**Raw data**
========

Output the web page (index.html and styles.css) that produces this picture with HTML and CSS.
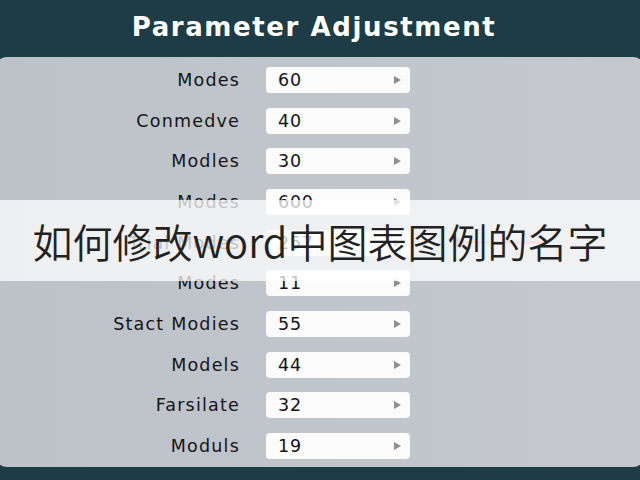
FILE: index.html
```html
<!DOCTYPE html>
<html lang="en">
<head>
<meta charset="utf-8">
<title>Parameter Adjustment</title>
<link rel="stylesheet" href="styles.css">
</head>
<body>
<div class="screen">
  <header class="header">
    <h1 class="title">Parameter Adjustment</h1>
  </header>
  <main class="panel">
    <div class="params">
      <span class="label">Modes</span>
      <div class="field"><span class="value">60</span><span class="arrow"></span></div>

      <span class="label">Conmedve</span>
      <div class="field"><span class="value">40</span><span class="arrow"></span></div>

      <span class="label">Modles</span>
      <div class="field"><span class="value">30</span><span class="arrow"></span></div>

      <span class="label">Modes</span>
      <div class="field"><span class="value">600</span><span class="arrow"></span></div>

      <span class="label">Trial Modes</span>
      <div class="field"><span class="value">257</span><span class="arrow"></span></div>
      <div class="slider"><span class="knob"></span></div>

      <span class="label">Modes</span>
      <div class="field"><span class="value">11</span><span class="arrow"></span></div>

      <span class="label">Stact Modies</span>
      <div class="field"><span class="value">55</span><span class="arrow"></span></div>

      <span class="label">Models</span>
      <div class="field"><span class="value">44</span><span class="arrow"></span></div>

      <span class="label">Farsilate</span>
      <div class="field"><span class="value">32</span><span class="arrow"></span></div>

      <span class="label">Moduls</span>
      <div class="field"><span class="value">19</span><span class="arrow"></span></div>
    </div>
  </main>
  <div class="banner">如何修改word中图表图例的名字</div>
</div>
</body>
</html>
```

FILE: styles.css
```css
* {
  box-sizing: border-box;
}

html,
body {
  margin: 0;
  padding: 0;
}

body {
  width: 640px;
  height: 480px;
  overflow: hidden;
  background: #1e3c45;
  font-family: "DejaVu Sans", "Liberation Sans", sans-serif;
}

.screen {
  position: relative;
  width: 640px;
  height: 480px;
  overflow: hidden;
}

/* top bar with the page title */
.header {
  height: 57px;
  padding-top: 14px;
  padding-right: 12px;
  text-align: center;
}

.title {
  margin: 0;
  font-size: 26px;
  line-height: 26px;
  font-weight: bold;
  letter-spacing: 1.6px;
  color: #ffffff;
}

/* light sheet holding the parameter rows */
.panel {
  margin: 0 -5px;
  height: 410px;
  padding: 10px 0 8px;
  background: linear-gradient(90deg, #bdc2c8 0%, #c1c6cc 60%, #c4c8cd 100%);
  border-radius: 12px;
}

.params {
  display: grid;
  grid-template-columns: 245px 144px 1fr;
  grid-auto-rows: 26px;
  column-gap: 26px;
  row-gap: 14.67px;
  align-items: center;
}

.label {
  grid-column: 1;
  text-align: right;
  font-size: 17.5px;
  letter-spacing: 1.2px;
  color: #141517;
}

.field {
  grid-column: 2;
  height: 26px;
  display: flex;
  align-items: center;
  justify-content: space-between;
  padding: 0 9px 0 12px;
  background: #fbfbfc;
  border-radius: 4px;
}

.value {
  font-size: 17.5px;
  letter-spacing: 0.8px;
  color: #141517;
}

/* small grey play-style triangle at the end of each field */
.arrow {
  width: 0;
  height: 0;
  border-top: 4.5px solid transparent;
  border-bottom: 4.5px solid transparent;
  border-left: 7px solid #8b8e92;
}

.slider {
  grid-column: 3;
  position: relative;
  width: 88px;
  height: 3px;
  margin-left: 20px;
  background: #e58b96;
  border-radius: 2px;
}

.knob {
  position: absolute;
  left: -3px;
  top: -3px;
  width: 9px;
  height: 9px;
  border-radius: 50%;
  background: #d36672;
}

/* translucent caption strip laid over the rows */
.banner {
  position: absolute;
  left: 0;
  top: 200px;
  width: 640px;
  height: 81px;
  display: flex;
  align-items: center;
  justify-content: center;
  background: rgba(255, 255, 255, 0.74);
  font-family: "Noto Sans CJK SC", "Noto Sans", sans-serif;
  font-weight: 350;
  font-size: 40px;
  color: #222222;
}
```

========

**What is being asked**
Search the listing for the word "styles" and return each line that holds it.

**Final result**
Output the web page (index.html and styles.css) that produces this picture with HTML and CSS.
<link rel="stylesheet" href="styles.css">
FILE: styles.css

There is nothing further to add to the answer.